Laboratory measurements indicate that seismic absorbtion in sedimentary rocks lies in the range 0.1 to 1.0 decibel per wavelength. Field measurements on the amplitude attenuation of direct, reflected and refracted pulses give values consistent with this.

If the absorption is linear, dispersion must occur. If it occurs field measurements show that it must be less than 1% over the frequency range 20 c/s to 20 kc/s.

Seismic pulses broaden so slowly with distance that, if the absorbtion is linear it must be less than that measured in the laboratory by a factor of at least ten. This is inconsistent with the amplitude measurements and would mean that emplaced rocks are more perfectly elastic than steel.

Seismic absorbtion must therefore be non‐linear. It is assumed that, for large values of Q, the non‐linear equation of motion may be linearised (Knopoff and MacDonald, 1958) and Fourier synthesis used.

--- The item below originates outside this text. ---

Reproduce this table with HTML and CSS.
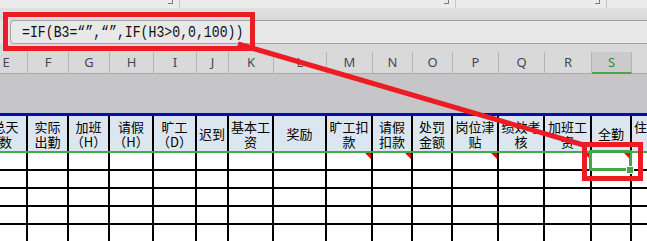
FILE: index.html
```html
<!DOCTYPE html>
<html lang="zh-CN">
<head>
<meta charset="utf-8">
<title>Sheet</title>
<link rel="stylesheet" href="styles.css">
</head>
<body>
<div class="app">
  <div class="toolbar">
    <span class="tb-mark m1"></span><span class="tb-sep"></span>
    <span class="tb-mark m2"></span><span class="tb-sep"></span>
    <span class="tb-mark m3"></span><span class="tb-sep"></span>
  </div>
  <div class="band"></div>
  <div class="fbar">
    <div class="finput"><span class="ftext">=IF(B3=“”,“”,IF(H3&gt;0,0,100))</span></div>
  </div>
  <div class="colhead-wrap">
    <div class="colhead">
      <div class="cl">E</div><div class="cl">F</div><div class="cl">G</div><div class="cl">H</div>
      <div class="cl">I</div><div class="cl">J</div><div class="cl">K</div><div class="cl">L</div>
      <div class="cl">M</div><div class="cl">N</div><div class="cl">O</div><div class="cl">P</div>
      <div class="cl">Q</div><div class="cl">R</div><div class="cl cl-active">S</div><div class="cl">T</div>
    </div>
  </div>
  <div class="graysp"></div>
  <div class="blue"></div>
  <div class="grid head">
    <div class="hc">总天<br>数</div>
    <div class="hc">实际<br>出勤</div>
    <div class="hc">加班<br>（H）</div>
    <div class="hc">请假<br>（H）</div>
    <div class="hc">旷工<br>（D）</div>
    <div class="hc">迟到</div>
    <div class="hc">基本工<br>资</div>
    <div class="hc">奖励</div>
    <div class="hc">旷工扣<br>款</div>
    <div class="hc">请假<br>扣款</div>
    <div class="hc">处罚<br>金额</div>
    <div class="hc">岗位津<br>贴</div>
    <div class="hc">绩效考<br>核</div>
    <div class="hc">加班工<br>资</div>
    <div class="hc">全勤</div>
    <div class="hc">住房补<br>贴</div>
  </div>
  <div class="green"></div>
  <div class="grid data">
    <div class="dc"></div><div class="dc"></div><div class="dc"></div><div class="dc"></div>
    <div class="dc"></div><div class="dc"></div><div class="dc"></div><div class="dc"></div>
    <div class="dc note"></div><div class="dc note"></div><div class="dc"></div><div class="dc note"></div>
    <div class="dc"></div><div class="dc note"></div><div class="dc note sel"><span class="selbox"></span><span class="handle"></span></div><div class="dc"></div>

    <div class="dc"></div><div class="dc"></div><div class="dc"></div><div class="dc"></div>
    <div class="dc"></div><div class="dc"></div><div class="dc"></div><div class="dc"></div>
    <div class="dc"></div><div class="dc"></div><div class="dc"></div><div class="dc"></div>
    <div class="dc"></div><div class="dc"></div><div class="dc"></div><div class="dc"></div>

    <div class="dc"></div><div class="dc"></div><div class="dc"></div><div class="dc"></div>
    <div class="dc"></div><div class="dc"></div><div class="dc"></div><div class="dc"></div>
    <div class="dc"></div><div class="dc"></div><div class="dc"></div><div class="dc"></div>
    <div class="dc"></div><div class="dc"></div><div class="dc"></div><div class="dc"></div>

    <div class="dc"></div><div class="dc"></div><div class="dc"></div><div class="dc"></div>
    <div class="dc"></div><div class="dc"></div><div class="dc"></div><div class="dc"></div>
    <div class="dc"></div><div class="dc"></div><div class="dc"></div><div class="dc"></div>
    <div class="dc"></div><div class="dc"></div><div class="dc"></div><div class="dc"></div>

    <div class="dc"></div><div class="dc"></div><div class="dc"></div><div class="dc"></div>
    <div class="dc"></div><div class="dc"></div><div class="dc"></div><div class="dc"></div>
    <div class="dc"></div><div class="dc"></div><div class="dc"></div><div class="dc"></div>
    <div class="dc"></div><div class="dc"></div><div class="dc"></div><div class="dc"></div>
  </div>

  <svg class="annot" width="647" height="241" viewBox="0 0 647 241" xmlns="http://www.w3.org/2000/svg">
    <rect x="5.5" y="14.5" width="247" height="34" fill="none" stroke="#ed1c24" stroke-width="5"/>
    <line x1="238" y1="44" x2="587" y2="146" stroke="#ed1c24" stroke-width="5"/>
    <rect x="584.5" y="144.5" width="56" height="34" fill="none" stroke="#ed1c24" stroke-width="5"/>
  </svg>
</div>
</body>
</html>
```

FILE: styles.css
```css
* { box-sizing: border-box; }
html, body {
  margin: 0;
  padding: 0;
  width: 647px;
  height: 241px;
  overflow: hidden;
  background: #ffffff;
}
.app {
  position: relative;
  width: 647px;
  height: 241px;
  overflow: hidden;
}

/* toolbar strip */
.toolbar {
  height: 8px;
  background: #ececec;
  display: flex;
  align-items: flex-start;
}
.tb-mark {
  width: 5px;
  height: 4px;
  border-right: 1px solid #7c7c7c;
  border-bottom: 1px solid #7c7c7c;
}
.tb-sep {
  width: 1px;
  height: 8px;
  background: #c6c6c6;
  margin-left: 6px;
}
.m1 { margin-left: 168px; }
.m2 { margin-left: 264px; }
.m3 { margin-left: 139px; }

.band {
  height: 12px;
  background: linear-gradient(#e0e0e0, #d9d9d9);
}

/* formula bar */
.fbar {
  height: 24px;
  background: #e6e6e6;
  display: flex;
}
.finput {
  margin-left: 10px;
  flex: 1;
  height: 24px;
  border: 1px solid #a2a2a2;
  border-right: none;
  border-radius: 4px 0 0 4px;
  background: #e8e8e8;
  padding-left: 11px;
  overflow: hidden;
}
.ftext {
  display: inline-block;
  font-family: "Liberation Mono", monospace;
  font-size: 17px;
  line-height: 22px;
  padding-top: 1px;
  color: #111;
  white-space: nowrap;
  transform: scaleX(0.775);
  transform-origin: left center;
}

/* column letters */
.colhead-wrap {
  height: 30px;
  background: #d9d9d9;
  border-bottom: 1px solid #a9a9a9;
  padding-top: 8px;
}
.colhead {
  margin-left: -15px;
  display: grid;
  grid-template-columns: 43px 41px 41px 44px 43px 32px 45px 53px 46px 40px 40px 46px 46px 47px 40px 45px;
  height: 21px;
}
.cl {
  border-right: 1px solid #b4b4b4;
  text-align: center;
  font-family: "Noto Sans", "Open Sans", sans-serif;
  font-size: 13px;
  line-height: 20px;
  color: #3d4a5a;
}
.cl-active {
  background: #cbcbcb;
  border-bottom: 2px solid #43a647;
  color: #2f8a3a;
}

.graysp {
  height: 39px;
  background: #c6c5c7;
}
.blue {
  height: 3px;
  background: #0b0bb0;
}

/* sheet grid */
.grid {
  margin-left: -15px;
  display: grid;
  grid-template-columns: 41px 39px 39px 42px 41px 30px 43px 51px 44px 38px 38px 44px 44px 45px 38px 43px;
  column-gap: 2px;
  background: #000;
  width: 690px;
}
.head {
  height: 35px;
}
.hc {
  background: #dce6f1;
  display: flex;
  align-items: center;
  justify-content: center;
  text-align: center;
  font-family: "Noto Sans CJK SC", "Noto Sans", sans-serif;
  font-size: 13px;
  line-height: 15px;
  color: #000;
  white-space: nowrap;
  overflow: hidden;
}
.green {
  height: 2px;
  background: #3fae49;
}
.data {
  grid-auto-rows: 16px;
  row-gap: 2px;
}
.dc {
  background: #fff;
  position: relative;
}
.note::after {
  content: "";
  position: absolute;
  top: 0;
  right: 0;
  border-left: 6px solid transparent;
  border-top: 6px solid #ff0000;
}
.sel { z-index: 2; }
.selbox {
  position: absolute;
  left: -3px;
  top: -3px;
  right: -2px;
  bottom: -2px;
  border: 3px solid #43a647;
}
.handle {
  position: absolute;
  right: -4px;
  bottom: -5px;
  width: 8px;
  height: 8px;
  background: #43a647;
  border: 1px solid #fff;
}

.annot {
  position: absolute;
  left: 0;
  top: 0;
  pointer-events: none;
  z-index: 5;
}
```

If this is valid, then the attenuation per unit distance must be practically independent of frequency and dispersion must be negligible.

Whatever mechanism is acting it must produce an attenuation of roughly one decibel per 1000 feet and a pulse broadening of about 1–2% in the same distance.

It is extremely desirable to make more field and laboratory experiments to determine the physical mechanism by which absorbtion takes place.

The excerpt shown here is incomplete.